I got the chance to watch 7th Heaven on Studio 23 tonight. It has been years since the last time i have seen an episode of it. They’re airing the final season already.My mom and I used to watch the marathon during the holy week and during their regular airtime on Saturdays. I practically grew with the Camdens. Watching the show made me feel like I was a part of their family. For years, i was able to witness the joys, sorrows and success of each and every Camden, until I started to get so busy with school and forgot about the show.
I can’t believe I’ve missed out on so many things already. Has it really been that long?! The twins aren’t on high chairs anymore.

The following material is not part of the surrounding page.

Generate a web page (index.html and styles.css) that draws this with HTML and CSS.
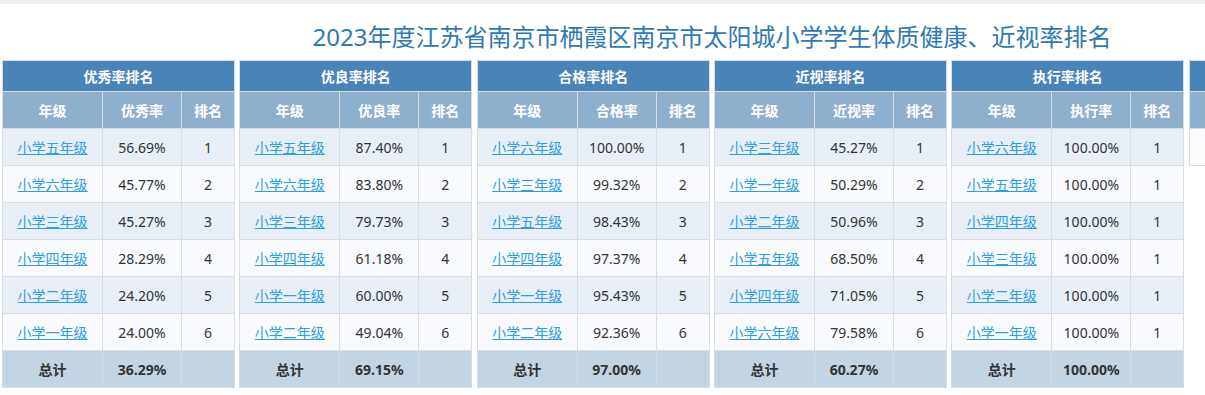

Ruthie is no longer in middle school. She has grown so much already and is making out with this guy named T-bone. There are other people living with them whom I don’t have any clue in the world as to who they are. So now I feel really guilty for neglecting this show.
Watching 7th Heaven has always made me feel pleasant and has always taught me a thing or two every episode. I just love how the show depicts reality. That in good times and bad times, you will always ALWAYS have your family to run to. I would love to have a family like the Camdens someday. There’s just so much love and support from each and every member of the family.
So yeah, I’ll make sure to watch 7th Heaven every Saturday up until it’s very last episode. Ladies and gentlemen, the Camden’s prodigal daughter has now returned.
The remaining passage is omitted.